Tamil Brahmi is not an antiquarian curiosity. It is at the centre of one of the most significant ongoing debates in South Asian history — about the antiquity and independence of Dravidian civilisation, about the relationship between South Indian and North Indian cultural development, and about what India's history looks like when told from south of the Vindhyas rather than from the Gangetic plain.

The conventional narrative of Indian history has, for much of the modern period, been dominated by a northern, Indo-Aryan framework: Sanskrit as the primary vehicle of high culture, the Vedic tradition as the foundational civilisational achievement, and South Indian cultures as relatively late inheritors of northern cultural forms. Tamil Brahmi, and the Keeladi evidence particularly, challenges this framework at its base. A 580 BCE Tamil Brahmi inscription predates the Ashokan spread of literacy. An urban civilisation on the Vaigai River contemporary with the Gangetic settlements suggests parallel development, not diffusion.

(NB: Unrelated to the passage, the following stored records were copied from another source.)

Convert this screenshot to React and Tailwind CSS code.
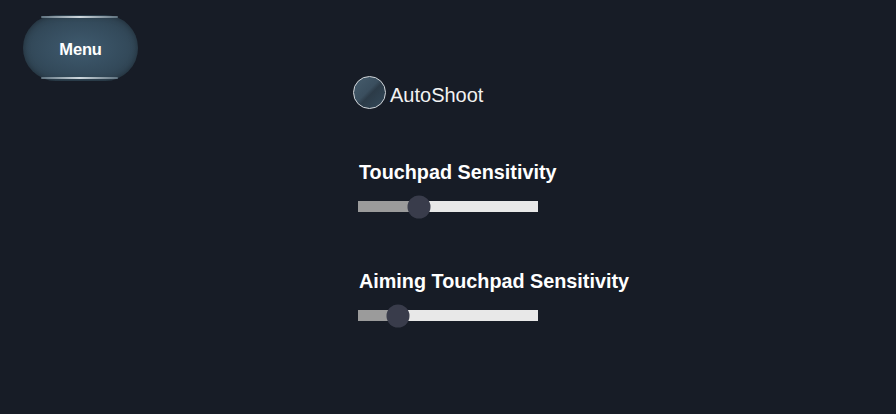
import React, { useState } from "react";

const Slider = ({ value }) => {
  return (
    <div className="relative mt-[17px] h-[11px] w-[180px] bg-[#e8e8e8]">
      <div className="h-full bg-[#9b9b9b]" style={{ width: `${value}%` }} />
      <div
        className="absolute top-1/2 h-[23px] w-[23px] -translate-x-1/2 -translate-y-1/2 rounded-full bg-[#393c4b]"
        style={{ left: `${value}%` }}
      />
    </div>
  );
};

const App = () => {
  const [autoShoot] = useState(false);

  return (
    <div
      className="relative h-[414px] w-[896px] overflow-hidden bg-[#171c26] text-white"
      style={{ fontFamily: '"Liberation Sans", Arial, sans-serif' }}
    >
      <button className="absolute left-[23px] top-[15px] flex h-[66px] w-[115px] items-center justify-center rounded-full bg-[radial-gradient(ellipse_at_center,#3f5a6e_0%,#344b5c_55%,#2a3b48_100%)] shadow-[inset_0_0_6px_rgba(0,0,0,0.35)]">
        <span className="absolute left-[18px] right-[20px] top-[1px] h-[2px] rounded-full bg-[linear-gradient(90deg,#5f727f,#cfd8de_50%,#5f727f)]" />
        <span className="absolute bottom-[2px] left-[18px] right-[20px] h-[2px] rounded-full bg-[linear-gradient(90deg,#5f727f,#cfd8de_50%,#5f727f)]" />
        <span className="mt-[2px] text-[16.5px] font-bold tracking-[-0.2px]">Menu</span>
      </button>

      <div className="flex flex-col pl-[359px] pt-[75px]">
        <div className="-ml-[6px] flex items-center gap-[4px]">
          <div
            className={`h-[33px] w-[33px] rounded-full border-[1.5px] border-[#d4d8dc] ${
              autoShoot ? "bg-[#5a8bb0]" : "bg-[linear-gradient(135deg,#465c6c_0%,#3a4e5e_45%,#2c3b48_55%,#34495a_100%)]"
            }`}
          />
          <span className="mt-[5px] text-[20px] text-[#f2f2f2]">AutoShoot</span>
        </div>

        <div className="mt-[50px] text-[19.8px] font-bold leading-[24px]">Touchpad Sensitivity</div>
        <div className="-ml-[1px]">
          <Slider value={34} />
        </div>

        <div className="mt-[57px] text-[19.8px] font-bold leading-[24px]">Aiming Touchpad Sensitivity</div>
        <div className="-ml-[1px]">
          <Slider value={22} />
        </div>
      </div>
    </div>
  );
};

export default App;
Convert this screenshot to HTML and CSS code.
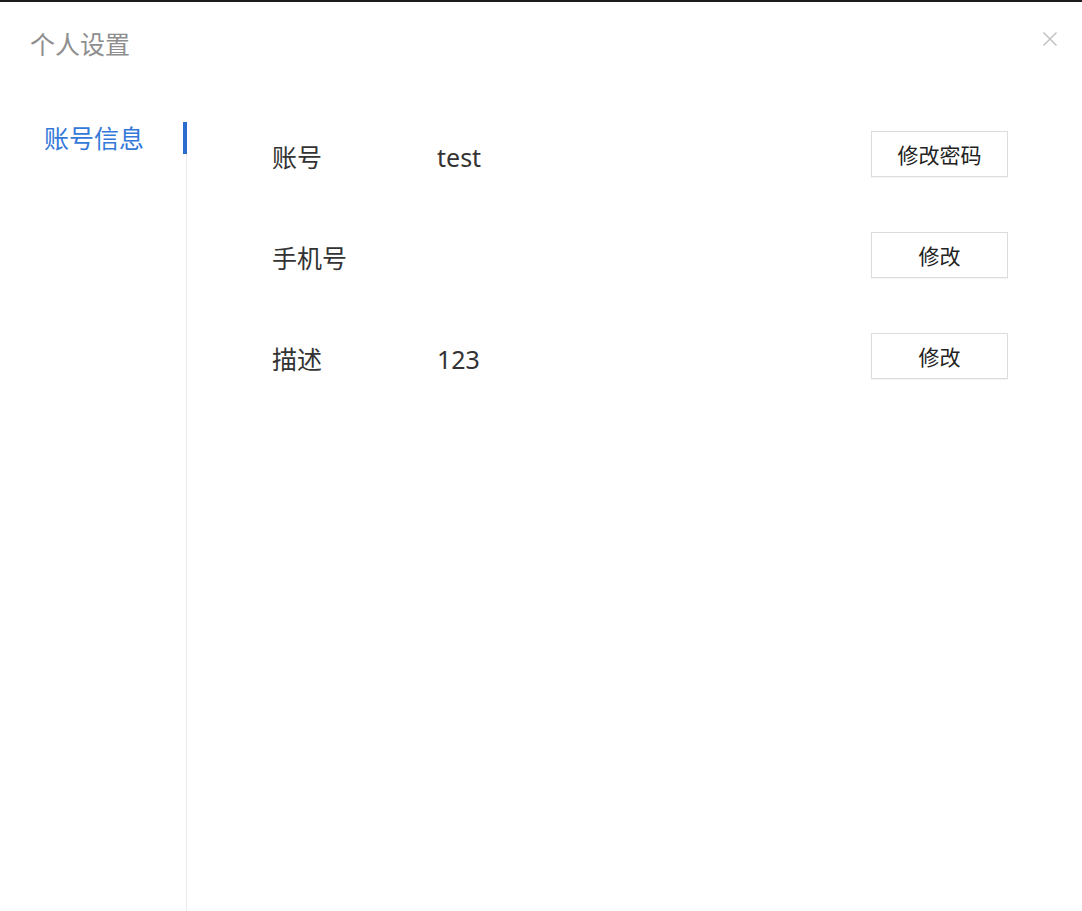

Tamil was recognised as a Classical Language of India in 2004 — the first language to receive this designation. The criteria for classical status include a recorded history of over 1,500 years, a body of ancient literature of high quality, and a literary tradition that is original rather than borrowed from another tradition. Tamil Brahmi is the physical evidence that satisfies all three criteria. Without it, Tamil's classical status would rest on the literary texts alone. With it, the claim is grounded in stone, clay, and the molecular testimony of carbon dating.

Further Reference

Scholars and students wishing to pursue Tamil Brahmi in depth will find the following works essential: Iravatham Mahadevan's Tamil Brahmi Inscriptions (State Department of Archaeology, Tamil Nadu, 1970) remains the foundational corpus. Kamil Zvelebil's The Smile of Murugan (1973) provides the most accessible scholarly overview of early Tamil literary history in the context of the script. For the Keeladi connection, the Tamil Nadu State Department of Archaeology's official publications and the ongoing excavation reports are the primary sources. The Keeladi Museum near Madurai houses the original artefacts.